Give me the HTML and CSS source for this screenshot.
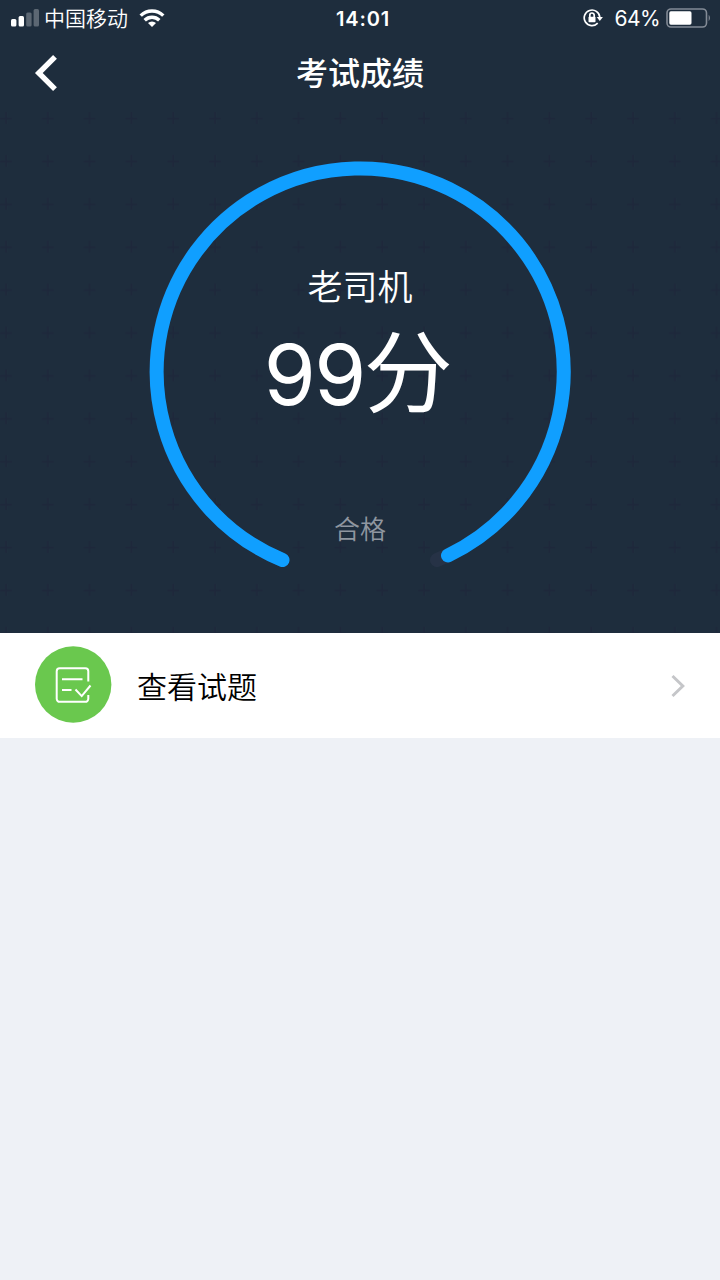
FILE: index.html
```
<!DOCTYPE html>
<html lang="zh-CN">

<head>
  <meta charset="UTF-8">
  <meta name="viewport" content="width=device-width, initial-scale=1.0">
  <title>考试成绩</title>

  <link rel="stylesheet" href="styles.css">
</head>

<body>
  <section class="hero">
    <svg class="hero-bg" width="720" height="633">
      <defs>
        <pattern id="plus" x="-15" y="97" width="41.8" height="42.9" patternUnits="userSpaceOnUse">
          <path d="M15 21.5h12M21 15v12" stroke="#1e283b" stroke-width="1.8" />
        </pattern>
      </defs>
      <rect y="100" width="720" height="533" fill="url(#plus)" />
    </svg>

    <div class="status-bar">
      <div class="status-left">
        <svg width="28" height="18" viewBox="0 0 28 18" fill="#fff">
          <rect x="0" y="10" width="5.4" height="7.4" rx="1.5" />
          <rect x="7.6" y="7" width="5.4" height="10.4" rx="1.5" />
          <rect x="15.2" y="3.6" width="5.4" height="13.8" rx="1.5" opacity=".28" />
          <rect x="22.6" y="0" width="5.4" height="17.4" rx="1.5" opacity=".28" />
        </svg>
        <span class="carrier">中国移动</span>
        <svg class="wifi" width="26" height="19" viewBox="0 0 26 19" fill="none" stroke="#fff" stroke-width="3.4">
          <path d="M1.7 6.6a16 16 0 0 1 22.6 0" />
          <path d="M5.7 11.2a10.4 10.4 0 0 1 14.6 0" />
          <path d="M13 18l-4-4a5.8 5.8 0 0 1 8 0z" fill="#fff" stroke="none" />
        </svg>
      </div>
      <div class="time">14:01</div>
      <div class="status-right">
        <svg width="21" height="18" viewBox="0 0 21 18" fill="none" stroke="#fff" stroke-width="1.7">
          <path d="M14.7 14.2A7.8 7.8 0 1 1 16.8 8.3" />
          <path d="M13.7 8h6.2l-3.1 4z" fill="#fff" stroke="none" />
          <rect x="5.5" y="7.8" width="7" height="5.4" rx=".8" fill="#fff" stroke="none" />
          <path d="M6.8 8V6.2a2.2 2.2 0 0 1 4.4 0V8" />
        </svg>
        <span class="percent">64%</span>
        <svg width="46" height="20" viewBox="0 0 46 20">
          <rect x="1" y="1" width="39.5" height="18" rx="4" fill="none" stroke="#838b96" stroke-width="1.6" />
          <rect x="3.3" y="3.3" width="22.2" height="13.4" rx="1.6" fill="#fff" />
          <path d="M42.7 6.8q2.5 3.2 0 6.4z" fill="#838b96" />
        </svg>
      </div>
    </div>

    <header class="nav">
      <svg class="back" width="24" height="38" viewBox="0 0 24 38" fill="none" stroke="#fff" stroke-width="5.4">
        <path d="M21 2.8L4.8 19 21 35.2" />
      </svg>
      <h1>考试成绩</h1>
    </header>

    <div class="gauge">
      <svg class="ring" width="422" height="422" viewBox="0 0 422 422" fill="none" stroke-width="14" stroke-linecap="round">
        <path d="M133.5 399A203.5 203.5 0 1 1 288 399" stroke="#263246" />
        <path d="M133.5 399A203.5 203.5 0 1 1 299 394.5" stroke="#109fff" />
      </svg>
      <div class="rank">老司机</div>
      <div class="score">99<span>分</span></div>
      <div class="result">合格</div>
    </div>
  </section>

  <a class="row">
    <svg width="77" height="77" viewBox="0 0 77 77" fill="none" stroke="#fff" stroke-width="2">
      <circle cx="38.2" cy="38.5" r="38.2" fill="#6ac84e" stroke="none" />
      <path d="M53.3 35.5V25.2a3 3 0 0 0-3-3H24.7a3 3 0 0 0-3 3v27.6a3 3 0 0 0 3 3h25.6a3 3 0 0 0 3-3V49" />
      <path d="M27 33.2h20.5M27 44h9.5M40.5 43.5l6.2 6.6 8.8-10.6" />
    </svg>
    <span class="label">查看试题</span>
    <svg class="arrow" width="16" height="24" viewBox="0 0 16 24" fill="none" stroke="#c5c6c9" stroke-width="3">
      <path d="M2.5 2l10.3 10L2.5 22" />
    </svg>
  </a>
</body>

</html>
```
FILE: styles.css
```
body {
  background: #eef1f6;
  font-family: Inter, "Noto Sans CJK SC", sans-serif;
  margin: 0;
}

svg {
  display: block;
  flex: none;
}

.hero {
  background: #1e2d3d;
  color: #fff;
  height: 633px;
  position: relative;
}

.hero-bg {
  left: 0;
  position: absolute;
  top: 0;
}

.status-bar,
.nav,
.gauge {
  position: relative;
}

.status-bar {
  align-items: center;
  box-sizing: border-box;
  display: grid;
  grid-template-columns: 1fr auto 1fr;
  height: 36px;
  padding: 0 8px 0 11px;
}

.status-left,
.status-right {
  align-items: center;
  display: flex;
}

.status-right {
  justify-content: flex-end;
}

.carrier {
  font-size: 21px;
  font-weight: 350;
  line-height: 34px;
  margin: 2px 11px 0 5px;
}

.time {
  font-size: 20px;
  font-weight: 600;
  letter-spacing: 0.8px;
  margin: 1px 0 0 3px;
}

.percent {
  font-size: 21px;
  letter-spacing: -0.6px;
  margin: 1px 6px 0 11px;
}

.nav {
  align-items: center;
  display: grid;
  grid-template-columns: 100px 1fr 100px;
  height: 74px;
}

.back {
  margin-left: 34px;
}

h1 {
  font-size: 32px;
  font-weight: 500;
  line-height: 72px;
  margin: 2px 0 0;
  text-align: center;
}

.gauge {
  align-items: center;
  box-sizing: border-box;
  display: flex;
  flex-direction: column;
  height: 422px;
  margin: 51px auto 0;
  padding-top: 101px;
  width: 422px;
}

.ring {
  left: 0;
  position: absolute;
  top: 0;
}

.rank {
  font-size: 35px;
  font-weight: 350;
  line-height: 50px;
}

.score {
  display: flex;
  font-size: 84px;
  letter-spacing: -1.5px;
  line-height: 110px;
  margin: 8px 5px 0 0;
}

.score span {
  font-size: 89px;
  line-height: 105px;
  margin-left: -1px;
}

.result {
  color: #8f96a0;
  font-size: 26px;
  font-weight: 350;
  line-height: 40px;
  margin-top: 80px;
}

.row {
  align-items: center;
  background: #fff;
  box-sizing: border-box;
  color: #000;
  display: flex;
  height: 105px;
  padding: 0 34px 2px 35px;
}

.label {
  flex: 1;
  font-size: 30px;
  font-weight: 350;
  margin-left: 25px;
}

.arrow {
  margin-top: 3px;
}
```
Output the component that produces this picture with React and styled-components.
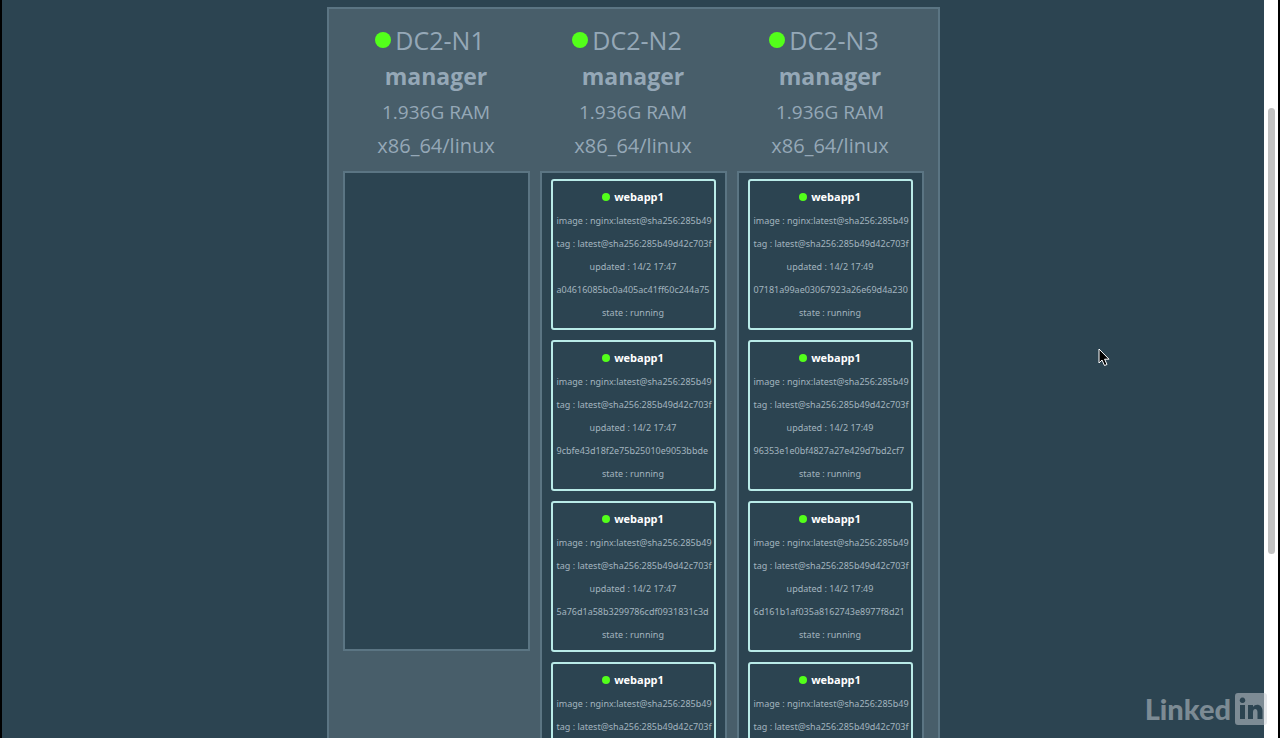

» Exercise directions:
Pictures in the records must not appear in the copy; transcribe everything else precisely.

» Response to the task:
Give me the HTML and CSS source for this screenshot.
FILE: index.html
```
<!DOCTYPE html>
<html lang="zh-CN">

<head>
  <meta charset="UTF-8">
  <meta name="viewport" content="width=device-width, initial-scale=1.0">
  <title>考试成绩</title>

  <link rel="stylesheet" href="styles.css">
</head>

<body>
  <section class="hero">
    <svg class="hero-bg" width="720" height="633">
      <defs>
        <pattern id="plus" x="-15" y="97" width="41.8" height="42.9" patternUnits="userSpaceOnUse">
          <path d="M15 21.5h12M21 15v12" stroke="#1e283b" stroke-width="1.8" />
        </pattern>
      </defs>
      <rect y="100" width="720" height="533" fill="url(#plus)" />
    </svg>

    <div class="status-bar">
      <div class="status-left">
        <svg width="28" height="18" viewBox="0 0 28 18" fill="#fff">
          <rect x="0" y="10" width="5.4" height="7.4" rx="1.5" />
          <rect x="7.6" y="7" width="5.4" height="10.4" rx="1.5" />
          <rect x="15.2" y="3.6" width="5.4" height="13.8" rx="1.5" opacity=".28" />
          <rect x="22.6" y="0" width="5.4" height="17.4" rx="1.5" opacity=".28" />
        </svg>
        <span class="carrier">中国移动</span>
        <svg class="wifi" width="26" height="19" viewBox="0 0 26 19" fill="none" stroke="#fff" stroke-width="3.4">
          <path d="M1.7 6.6a16 16 0 0 1 22.6 0" />
          <path d="M5.7 11.2a10.4 10.4 0 0 1 14.6 0" />
          <path d="M13 18l-4-4a5.8 5.8 0 0 1 8 0z" fill="#fff" stroke="none" />
        </svg>
      </div>
      <div class="time">14:01</div>
      <div class="status-right">
        <svg width="21" height="18" viewBox="0 0 21 18" fill="none" stroke="#fff" stroke-width="1.7">
          <path d="M14.7 14.2A7.8 7.8 0 1 1 16.8 8.3" />
          <path d="M13.7 8h6.2l-3.1 4z" fill="#fff" stroke="none" />
          <rect x="5.5" y="7.8" width="7" height="5.4" rx=".8" fill="#fff" stroke="none" />
          <path d="M6.8 8V6.2a2.2 2.2 0 0 1 4.4 0V8" />
        </svg>
        <span class="percent">64%</span>
        <svg width="46" height="20" viewBox="0 0 46 20">
          <rect x="1" y="1" width="39.5" height="18" rx="4" fill="none" stroke="#838b96" stroke-width="1.6" />
          <rect x="3.3" y="3.3" width="22.2" height="13.4" rx="1.6" fill="#fff" />
          <path d="M42.7 6.8q2.5 3.2 0 6.4z" fill="#838b96" />
        </svg>
      </div>
    </div>

    <header class="nav">
      <svg class="back" width="24" height="38" viewBox="0 0 24 38" fill="none" stroke="#fff" stroke-width="5.4">
        <path d="M21 2.8L4.8 19 21 35.2" />
      </svg>
      <h1>考试成绩</h1>
    </header>

    <div class="gauge">
      <svg class="ring" width="422" height="422" viewBox="0 0 422 422" fill="none" stroke-width="14" stroke-linecap="round">
        <path d="M133.5 399A203.5 203.5 0 1 1 288 399" stroke="#263246" />
        <path d="M133.5 399A203.5 203.5 0 1 1 299 394.5" stroke="#109fff" />
      </svg>
      <div class="rank">老司机</div>
      <div class="score">99<span>分</span></div>
      <div class="result">合格</div>
    </div>
  </section>

  <a class="row">
    <svg width="77" height="77" viewBox="0 0 77 77" fill="none" stroke="#fff" stroke-width="2">
      <circle cx="38.2" cy="38.5" r="38.2" fill="#6ac84e" stroke="none" />
      <path d="M53.3 35.5V25.2a3 3 0 0 0-3-3H24.7a3 3 0 0 0-3 3v27.6a3 3 0 0 0 3 3h25.6a3 3 0 0 0 3-3V49" />
      <path d="M27 33.2h20.5M27 44h9.5M40.5 43.5l6.2 6.6 8.8-10.6" />
    </svg>
    <span class="label">查看试题</span>
    <svg class="arrow" width="16" height="24" viewBox="0 0 16 24" fill="none" stroke="#c5c6c9" stroke-width="3">
      <path d="M2.5 2l10.3 10L2.5 22" />
    </svg>
  </a>
</body>

</html>
```
FILE: styles.css
```
body {
  background: #eef1f6;
  font-family: Inter, "Noto Sans CJK SC", sans-serif;
  margin: 0;
}

svg {
  display: block;
  flex: none;
}

.hero {
  background: #1e2d3d;
  color: #fff;
  height: 633px;
  position: relative;
}

.hero-bg {
  left: 0;
  position: absolute;
  top: 0;
}

.status-bar,
.nav,
.gauge {
  position: relative;
}

.status-bar {
  align-items: center;
  box-sizing: border-box;
  display: grid;
  grid-template-columns: 1fr auto 1fr;
  height: 36px;
  padding: 0 8px 0 11px;
}

.status-left,
.status-right {
  align-items: center;
  display: flex;
}

.status-right {
  justify-content: flex-end;
}

.carrier {
  font-size: 21px;
  font-weight: 350;
  line-height: 34px;
  margin: 2px 11px 0 5px;
}

.time {
  font-size: 20px;
  font-weight: 600;
  letter-spacing: 0.8px;
  margin: 1px 0 0 3px;
}

.percent {
  font-size: 21px;
  letter-spacing: -0.6px;
  margin: 1px 6px 0 11px;
}

.nav {
  align-items: center;
  display: grid;
  grid-template-columns: 100px 1fr 100px;
  height: 74px;
}

.back {
  margin-left: 34px;
}

h1 {
  font-size: 32px;
  font-weight: 500;
  line-height: 72px;
  margin: 2px 0 0;
  text-align: center;
}

.gauge {
  align-items: center;
  box-sizing: border-box;
  display: flex;
  flex-direction: column;
  height: 422px;
  margin: 51px auto 0;
  padding-top: 101px;
  width: 422px;
}

.ring {
  left: 0;
  position: absolute;
  top: 0;
}

.rank {
  font-size: 35px;
  font-weight: 350;
  line-height: 50px;
}

.score {
  display: flex;
  font-size: 84px;
  letter-spacing: -1.5px;
  line-height: 110px;
  margin: 8px 5px 0 0;
}

.score span {
  font-size: 89px;
  line-height: 105px;
  margin-left: -1px;
}

.result {
  color: #8f96a0;
  font-size: 26px;
  font-weight: 350;
  line-height: 40px;
  margin-top: 80px;
}

.row {
  align-items: center;
  background: #fff;
  box-sizing: border-box;
  color: #000;
  display: flex;
  height: 105px;
  padding: 0 34px 2px 35px;
}

.label {
  flex: 1;
  font-size: 30px;
  font-weight: 350;
  margin-left: 25px;
}

.arrow {
  margin-top: 3px;
}
```
Output the component that produces this picture with React and styled-components.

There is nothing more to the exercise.